# Jack London.



## Wombat Boi (Mar 23, 2007)

Was he gay?

If you've read The Sea-Wolf you can see where someone might speculate this. I actually think he might have been. I've read some articles where people have suggested that some of behavior towards women might have signified some sort of underlying homosexuality, but I was wondering what you guys thought?


----------



## Garden of Kadesh (Mar 24, 2007)

Wasn't he married?


----------



## Wombat Boi (Mar 26, 2007)

Garden of Kadesh said:
			
		

> Wasn't he married?


 
Does that really matter? Ehehe. :wink:


----------



## deviger (Mar 27, 2007)

Does it really matter if he was gay or wasnt?


----------



## maveric (Apr 9, 2007)

*You are typical to-day's kid*

If you have ever read author as J.London and had litlle bit study of ideologi of J.London, before all, if you have got some small idea of him, then you are not going around here looking for answer and a company for perversion of you own, which seems hamper you life very much.


----------



## Uriah (Apr 9, 2007)

Jack London was a brilliant writer. Was he gay? Who cares.


----------



## Wombat Boi (Apr 16, 2007)

It was merely a question not a judgement of him or his character. If you categorize the persual of information about a human being as irrelevant than why do we bother to ask any questions at all?
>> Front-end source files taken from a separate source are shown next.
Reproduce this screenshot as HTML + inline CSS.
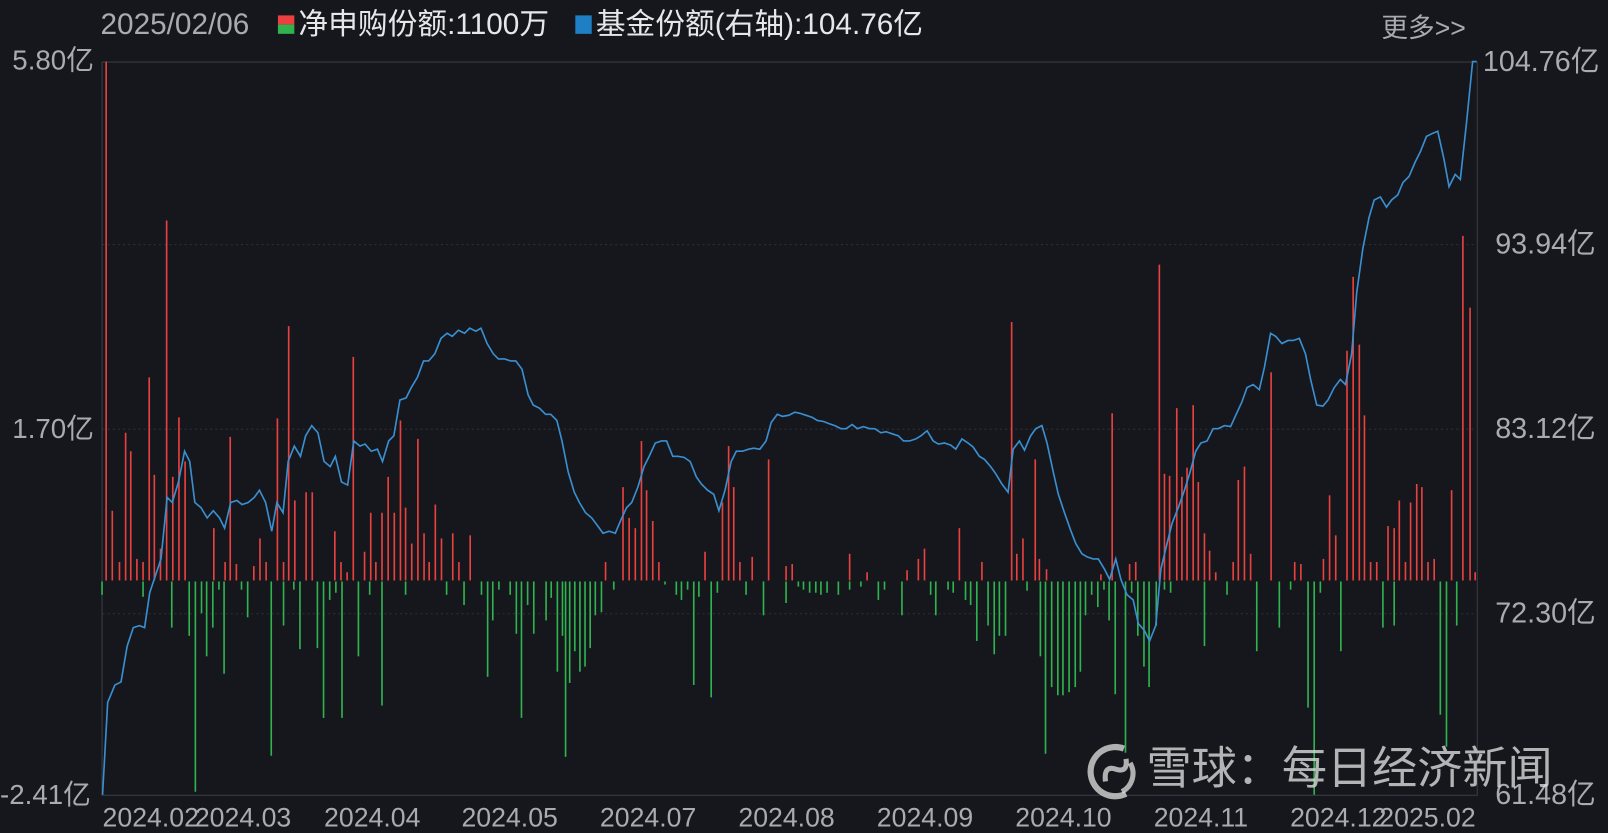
<!DOCTYPE html>
<html><head><meta charset="utf-8"><style>
html,body{margin:0;padding:0;background:#15171c;width:1608px;height:830px;overflow:hidden;font-family:"Liberation Sans","Noto Sans CJK SC",sans-serif;}
#w{position:absolute;left:0;top:0;width:1568px;height:810px;transform:scale(1.02551);transform-origin:0 0;}
.t{position:absolute;color:#a9abb0;font-size:27px;white-space:nowrap;line-height:1;}
.d{font-size:26px;top:784px;}
.r{font-size:28px;left:1446px;}
</style></head><body><div id="w">
<svg id="s" width="1568" height="810" style="position:absolute;left:0;top:0">
<rect x="99.5" y="60.5" width="1341" height="715" fill="none" stroke="#3a3d44" stroke-width="1"/>
<line x1="100" y1="238.5" x2="1440" y2="238.5" stroke="#2e3138" stroke-dasharray="2,3"/>
<line x1="100" y1="418.5" x2="1440" y2="418.5" stroke="#2e3138" stroke-dasharray="2,3"/>
<line x1="100" y1="598.5" x2="1440" y2="598.5" stroke="#2e3138" stroke-dasharray="2,3"/>
<g id="bars"></g>
<polyline id="ln" fill="none" stroke="#3a8fd1" stroke-width="1.6"/>
<rect x="271" y="15" width="16" height="9" fill="#e8413f"/><rect x="271" y="24" width="16" height="9" fill="#2fb34f"/>
<rect x="561" y="15" width="16" height="18" fill="#1f7fc4"/>
</svg>
<div class="t" style="left:98px;top:10px;font-size:29px">2025/02/06</div>
<div class="t" style="left:291px;top:10px;color:#e6e7ea;font-size:29px">净申购份额:1100万</div>
<div class="t" style="left:581px;top:10px;color:#e6e7ea;font-size:29px">基金份额(右轴):104.76亿</div>
<div class="t" style="left:1347px;top:14px;font-size:26px">更多&gt;&gt;</div>
<div class="t" style="left:12px;top:46px">5.80亿</div>
<div class="t" style="left:12px;top:405px">1.70亿</div>
<div class="t" style="left:0px;top:762px">-2.41亿</div>
<div class="t r" style="top:46px">104.76亿</div>
<div class="t r" style="left:1458px;top:224px">93.94亿</div>
<div class="t r" style="left:1458px;top:404px">83.12亿</div>
<div class="t r" style="left:1458px;top:584px">72.30亿</div>
<div class="t r" style="left:1458px;top:761px">61.48亿</div>
<div class="t d" style="left:100px">2024.02</div>
<div class="t d" style="left:190px">2024.03</div>
<div class="t d" style="left:316px">2024.04</div>
<div class="t d" style="left:450px">2024.05</div>
<div class="t d" style="left:585px">2024.07</div>
<div class="t d" style="left:720px">2024.08</div>
<div class="t d" style="left:855px">2024.09</div>
<div class="t d" style="left:990px">2024.10</div>
<div class="t d" style="left:1125px">2024.11</div>
<div class="t d" style="left:1258px">2024.12</div>
<div class="t d" style="left:1345px">2025.02</div>
<svg width="60" height="60" style="position:absolute;left:1058px;top:722px" viewBox="0 0 60 60"><path d="M38 8 A24 24 0 1 0 40 52" fill="none" stroke="rgba(215,215,215,0.8)" stroke-width="6"/><path d="M20 40 Q18 24 30 28 Q42 32 40 18" fill="none" stroke="rgba(215,215,215,0.8)" stroke-width="5"/><path d="M44 22 A20 20 0 0 1 36 50" fill="none" stroke="rgba(215,215,215,0.8)" stroke-width="5"/></svg>
<div class="t" style="left:1118px;top:728px;font-size:44px;color:rgba(215,215,215,0.82)">雪球：每日经济新闻</div>
</div>
<script>
var Z=566;
var red=[[103,60],[109,498],[116,548],[122,422],[127,440],[133,545],[139,548],[145,368],[150,463],[156,535],[162,215],[168,465],[174,407],[180,450],[208,515],[219,548],[224,426],[230,550],[247,552],[253,525],[259,548],[270,408],[276,548],[281,318],[287,488],[298,480],[304,480],[326,518],[332,548],[338,558],[344,348],[355,538],[361,500],[366,548],[372,500],[378,465],[384,500],[390,410],[395,495],[401,530],[407,428],[413,520],[418,548],[424,492],[430,525],[441,520],[447,548],[458,522],[590,548],[607,475],[613,505],[619,515],[625,430],[630,478],[636,508],[642,548],[687,538],[704,490],[710,435],[715,475],[721,548],[733,543],[749,448],[766,552],[772,550],[828,540],[845,558],[884,556],[895,545],[901,535],[935,515],[957,548],[986,314],[991,540],[997,525],[1009,448],[1013,545],[1020,555],[1073,560],[1084,403],[1101,550],[1107,548],[1130,258],[1135,462],[1140,464],[1147,398],[1152,465],[1157,456],[1163,395],[1168,470],[1174,520],[1179,537],[1185,558],[1202,548],[1207,468],[1213,455],[1219,540],[1239,363],[1262,548],[1268,550],[1290,545],[1296,483],[1302,522],[1313,342],[1319,270],[1325,336],[1330,405],[1336,548],[1342,548],[1353,513],[1359,515],[1364,488],[1370,548],[1375,490],[1381,472],[1386,475],[1392,548],[1398,545],[1415,478],[1426,230],[1433,300],[1438,558]];
var grn=[[99,580],[139,582],[167,612],[184,620],[190,772],[196,598],[201,640],[207,612],[213,575],[218,657],[235,575],[241,602],[264,737],[276,610],[286,575],[292,633],[309,632],[315,700],[321,585],[327,578],[333,700],[349,640],[360,580],[372,688],[395,580],[435,580],[452,590],[469,580],[475,660],[480,605],[486,575],[497,580],[503,618],[508,700],[514,590],[520,618],[532,605],[537,583],[543,655],[548,620],[551,738],[555,666],[560,635],[565,655],[570,650],[575,632],[580,600],[586,597],[598,575],[648,570],[659,580],[664,585],[670,575],[676,668],[681,582],[693,680],[699,578],[727,580],[744,600],[766,588],[778,572],[783,575],[789,578],[795,578],[800,580],[806,578],[817,580],[828,575],[839,572],[856,585],[862,575],[879,600],[907,580],[912,600],[924,575],[929,578],[941,585],[946,590],[952,625],[963,610],[969,638],[974,620],[980,620],[1001,576],[1014,640],[1019,735],[1025,670],[1031,678],[1036,678],[1042,675],[1048,670],[1053,655],[1058,600],[1064,580],[1070,592],[1076,575],[1081,605],[1087,677],[1097,734],[1103,578],[1109,620],[1115,650],[1120,670],[1127,610],[1135,575],[1141,578],[1174,630],[1196,580],[1225,635],[1247,612],[1258,575],[1275,690],[1281,775],[1287,578],[1307,635],[1348,612],[1359,610],[1404,697],[1410,728],[1420,610]];
var g=document.getElementById('bars'),h='';
red.forEach(function(b){h+='<line x1="'+(b[0]+.5)+'" x2="'+(b[0]+.5)+'" y1="'+b[1]+'" y2="'+Z+'" stroke="#e8413f" stroke-width="1.6"/>';});
grn.forEach(function(b){h+='<line x1="'+(b[0]+.5)+'" x2="'+(b[0]+.5)+'" y1="'+(Z+1)+'" y2="'+b[1]+'" stroke="#2fb34f" stroke-width="1.6"/>';});
g.innerHTML=h;
var pts="100,775 105,685 112,668 118,665 124,630 130,612 136,610 141,612 146,578 152,560 157,545 163,485 168,490 174,470 180,440 185,450 190,490 196,495 202,505 208,498 214,505 219,515 225,490 231,488 236,492 242,490 248,485 253,478 259,490 265,518 270,490 276,500 281,450 287,435 293,445 298,425 304,415 310,422 316,450 322,455 327,445 333,470 339,473 345,430 351,435 356,433 362,440 368,438 373,450 379,430 384,425 390,390 396,388 401,378 407,368 413,352 418,352 424,345 430,330 436,325 441,328 447,322 453,325 458,320 464,323 469,320 475,335 481,345 486,350 492,350 498,352 503,352 509,360 515,385 520,395 526,398 532,404 537,404 543,410 548,430 554,460 560,480 565,490 571,500 577,505 583,513 588,520 594,518 600,520 605,508 611,495 616,490 622,475 628,455 633,445 639,432 645,430 650,430 656,445 661,445 667,446 673,450 679,465 684,472 690,478 696,482 701,498 707,478 713,450 718,440 724,440 730,438 735,437 741,438 747,430 752,412 758,404 763,406 769,405 775,402 780,403 786,405 792,407 797,410 803,411 808,413 814,415 820,418 825,418 831,414 836,418 842,416 848,418 853,418 859,422 864,421 870,423 876,425 881,430 887,430 893,428 898,425 904,420 910,430 915,433 921,432 927,434 932,438 938,428 944,432 949,436 955,445 960,448 966,455 971,462 977,472 983,480 988,438 994,430 999,439 1005,425 1010,418 1016,415 1021,432 1027,460 1032,482 1038,500 1044,517 1049,530 1055,540 1060,543 1066,545 1071,545 1077,555 1082,565 1088,545 1093,565 1099,580 1105,585 1110,608 1116,615 1121,625 1127,610 1132,555 1138,530 1143,510 1149,495 1155,478 1160,462 1166,440 1171,432 1177,430 1183,418 1188,418 1194,415 1200,416 1205,405 1211,392 1216,378 1222,375 1228,380 1233,358 1239,325 1244,328 1250,335 1256,332 1261,332 1267,330 1273,345 1278,370 1284,395 1290,396 1295,390 1301,378 1307,370 1312,375 1318,345 1323,285 1329,242 1335,212 1340,195 1346,192 1352,202 1357,195 1363,190 1368,178 1374,172 1380,158 1385,148 1391,133 1397,130 1402,128 1408,155 1413,182 1419,170 1424,175 1430,120 1436,60 1440,60";
document.getElementById('ln').setAttribute('points',pts);
</script>
</body></html>
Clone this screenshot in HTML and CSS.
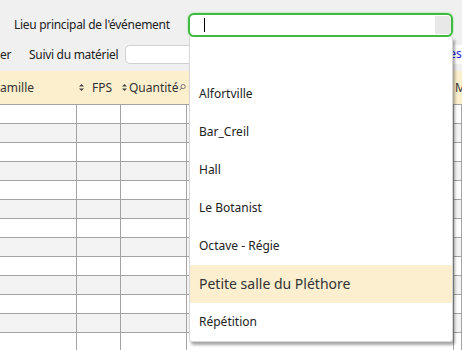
FILE: index.html
```html
<!DOCTYPE html>
<html lang="fr">
<head>
  <meta charset="UTF-8">
  <meta name="viewport" content="width=device-width, initial-scale=1.0">
  <title>Lieu principal</title>
  <link rel="stylesheet" href="styles.css">
</head>
<body>

  <!-- Event place picker -->
  <div class="bar bar-place">
    <span class="label">Lieu principal de l'événement</span>
    <div class="combo">
      <div class="combo-field"><span class="caret"></span></div>
      <div class="combo-btn"></div>

      <!-- Open list -->
      <ul class="menu">
        <li class="menu-item"></li>
        <li class="menu-item">Alfortville</li>
        <li class="menu-item">Bar_Creil</li>
        <li class="menu-item">Hall</li>
        <li class="menu-item">Le Botanist</li>
        <li class="menu-item">Octave - Régie</li>
        <li class="menu-item active">Petite salle du Pléthore</li>
        <li class="menu-item">Répétition</li>
      </ul>
    </div>
  </div>

  <!-- Filters -->
  <div class="bar bar-filter">
    <span class="label cut">er</span>
    <span class="label">Suivi du matériel</span>
    <div class="search-box"></div>
    <span class="link">es</span>
  </div>

  <!-- Equipment grid -->
  <div class="grid">
    <div class="grid-head">
      <div class="head-cell">amille</div>
      <div class="head-cell head-fps">
        <svg class="sort" width="5" height="7" viewBox="0 0 5 7"><path d="M2.5 0L5 2.6H0Z M2.5 7L5 4.4H0Z" fill="#444"/></svg>
        <span>FPS</span>
        <svg class="sort" width="5" height="7" viewBox="0 0 5 7"><path d="M2.5 0L5 2.6H0Z M2.5 7L5 4.4H0Z" fill="#444"/></svg>
      </div>
      <div class="head-cell head-qty">
        <span>Quantité</span>
        <svg class="find" width="8" height="9" viewBox="0 0 8 9"><circle cx="5" cy="3.3" r="2.6" fill="none" stroke="#555" stroke-width="0.9"/><path d="M3.2 5.2L0.8 7.8" stroke="#555" stroke-width="1"/></svg>
      </div>
      <div class="head-cell"></div>
      <div class="head-cell head-last">M</div>
    </div>
    <div class="grid-body" id="rows"></div>
  </div>

  <script>
    // Build the empty table rows
    var rows = document.getElementById("rows");
    for (var i = 0; i < 13; i++) {
      var row = document.createElement("div");
      row.className = i % 2 ? "row row-alt" : "row";
      for (var c = 0; c < 5; c++) {
        var cell = document.createElement("div");
        cell.className = "cell";
        row.appendChild(cell);
      }
      rows.appendChild(row);
    }
  </script>

</body>
</html>
```

FILE: styles.css
```css
/* Reset */
* {
  margin: 0;
  padding: 0;
  box-sizing: border-box;
}

body {
  width: 462px;
  height: 350px;
  overflow: hidden;
  font-family: "Noto Sans", "Open Sans", sans-serif;
  font-size: 12px;
  color: #222;
  background-color: #f0f0f0;
}

/* Toolbars */
.bar {
  display: flex;
  align-items: center;
}

.bar-place {
  padding: 13px 9px 0 14px;
  height: 37px;
  align-items: flex-start;
}

.bar-place .label {
  line-height: 24px;
}

.bar-filter {
  margin-top: 8px;
  height: 19px;
}

.label {
  white-space: nowrap;
  color: #222;
  letter-spacing: -0.3px;
  flex-shrink: 0;
}

.cut {
  width: 29px;
}

.search-box {
  margin-left: 7px;
  width: 320px;
  height: 19px;
  background: #fff;
  border: 1px solid #d0d0d0;
  border-radius: 5px;
  flex-shrink: 0;
}

.link {
  margin-left: 2px;
  padding-left: 2px;
  color: #1a1ad0;
  background: #fff;
  height: 19px;
  line-height: 18px;
  flex: 1;
  white-space: nowrap;
  overflow: hidden;
}

/* Combo box */
.combo {
  position: relative;
  margin-left: auto;
  width: 265px;
  height: 24px;
  display: flex;
  border: 2px solid #3fba3f;
  border-radius: 6px;
  box-shadow: 0 0 2px rgba(60, 190, 60, 0.6);
  background: #fff;
  flex-shrink: 0;
}

.combo-field {
  flex: 1;
  padding-left: 14px;
  display: flex;
  align-items: center;
}

.caret {
  width: 1px;
  height: 14px;
  background: #000;
}

.combo-btn {
  width: 16px;
  margin: 1px 0;
  background: #e8e8e8;
  border-radius: 0 4px 4px 0;
}

.menu {
  position: absolute;
  top: 22px;
  left: -1px;
  width: 264px;
  list-style: none;
  background: #fff;
  border: 1px solid #d8d8d8;
  border-top: none;
  border-radius: 0 0 3px 3px;
  box-shadow: 2px 3px 3px rgba(0, 0, 0, 0.35);
  z-index: 2;
}

.menu-item {
  height: 38px;
  line-height: 38px;
  padding-left: 9px;
  color: #222;
  white-space: nowrap;
}

.menu-item.active {
  background: #fcefcf;
  font-size: 14px;
  color: #333;
}

/* Grid */
.grid {
  margin-top: 7px;
}

.grid-head {
  display: grid;
  grid-template-columns: 79px 49px 58px 267px 1fr;
  height: 34px;
  background: #fcefcd;
  border-bottom: 1px solid #a3a3a3;
}

.head-cell {
  display: flex;
  align-items: center;
  color: #333;
  white-space: nowrap;
  overflow: hidden;
}

.head-fps span {
  margin: 0 10px 0 8px;
}

.head-qty span {
  margin-left: 1px;
}

.find {
  margin-left: 1px;
}

.head-last {
  padding-left: 2px;
}

.row {
  display: grid;
  grid-template-columns: 77px 44px 66px 267px 1fr;
  height: 19px;
  background: #fff;
  border-bottom: 1px solid #a3a3a3;
}

.row-alt {
  background: #f3f3f3;
}

.cell {
  border-right: 1px solid #a3a3a3;
}
```
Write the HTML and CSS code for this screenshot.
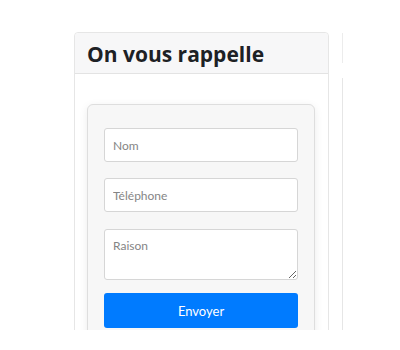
FILE: index.html
```html
<!DOCTYPE html>
<html lang="fr">
  <head>
    <meta charset="utf-8" />
    <title>On vous rappelle</title>
    <link rel="stylesheet" href="styles.css">
  </head>
  <body>
    <div class="page">
      <div class="card">
        <div class="card-header">
          <h2>On vous rappelle</h2>
        </div>
        <div class="card-body">
          <form class="callback-form">
            <input type="text" placeholder="Nom" />
            <input type="tel" placeholder="Téléphone" />
            <textarea placeholder="Raison"></textarea>
            <button type="button">Envoyer</button>
          </form>
        </div>
      </div>
      <div class="side">
        <div class="side-top"></div>
        <div class="side-body"></div>
      </div>
    </div>
  </body>
</html>
```

FILE: styles.css
```css
* {
  box-sizing: border-box;
}

html,
body {
  margin: 0;
  padding: 0;
  background: #fff;
}

body {
  font-family: Lato, "Open Sans", sans-serif;
  color: #212529;
}

.page {
  display: flex;
  gap: 13px;
  padding: 32px 0 0 74px;
  height: 330px;
  overflow: hidden;
}

.card {
  width: 255px;
  flex: none;
  border: 1px solid #e6e6e6;
  border-radius: 4px;
  background: #fff;
  height: 320px;
}
.card-header {
  height: 41px;
  background: #f7f7f8;
  border-bottom: 1px solid #e3e3e3;
  padding: 0 12px;
  border-radius: 4px 4px 0 0;
}
.card-header h2 {
  margin: 0;
  font-family: "Open Sans", sans-serif;
  font-size: 21px;
  font-weight: 700;
  line-height: 42px;
  color: #1d2125;
}
.card-body {
  padding: 30px 13px 0 12px;
}

.callback-form {
  display: flex;
  flex-direction: column;
  gap: 16px;
  background: #f7f7f7;
  border: 1px solid #dedede;
  border-radius: 6px;
  box-shadow: 0 2px 8px rgba(0, 0, 0, 0.08);
  padding: 23px 16px 20px;
  height: 260px;
}
.callback-form input,
.callback-form textarea {
  width: 100%;
  border: 1px solid #d6d6d6;
  border-radius: 3px;
  background: #fff;
  font-family: inherit;
  font-size: 12px;
  padding: 0 8px;
  color: #333;
}
.callback-form input {
  height: 34px;
}
.callback-form textarea {
  height: 51px;
  margin-top: 1px;
  padding-top: 8px;
  resize: vertical;
}
.callback-form ::placeholder {
  color: #858585;
}
.callback-form button {
  height: 35px;
  border: none;
  border-radius: 3px;
  background: #007bff;
  color: #fff;
  font-family: inherit;
  font-size: 13px;
  margin-top: -3px;
}

.side {
  display: flex;
  flex-direction: column;
  gap: 15px;
  width: 20px;
  padding-top: 1px;
}
.side-top {
  height: 30px;
  border-left: 1px solid #ececec;
}
.side-body {
  flex: 1;
  border-left: 1px solid #e6e6e6;
}
```
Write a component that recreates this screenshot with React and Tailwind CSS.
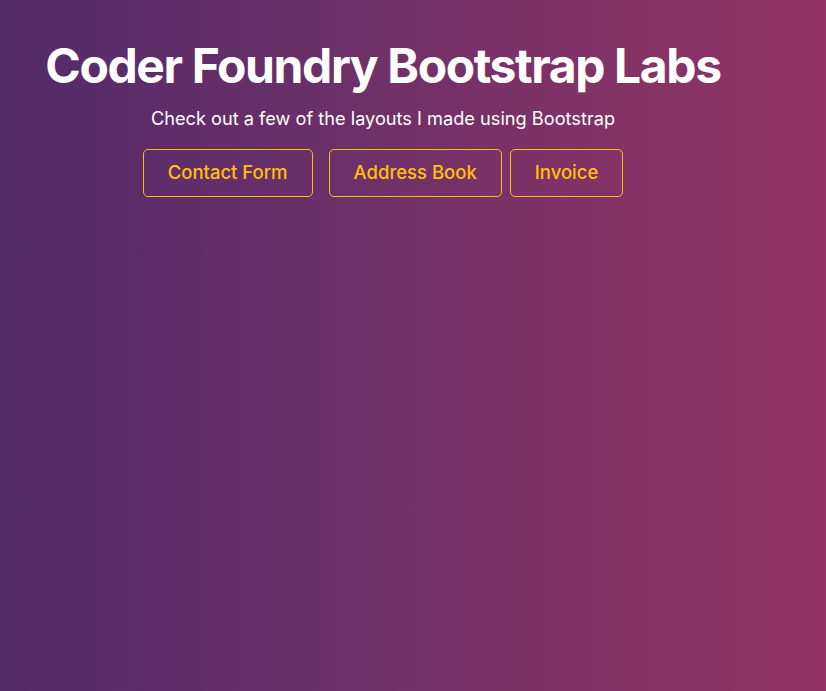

Jeez.


----------



## Foxee (Apr 19, 2007)

> Was he gay?


Never occurred to me to wonder. 

I started reading the Sea-Wolf and was turned off by the brutality of it (which was pretty much the whole point, I think). Struck me as being very philosophical, too. There are other works by Jack London that I enjoyed more...White Fang was the main one.


----------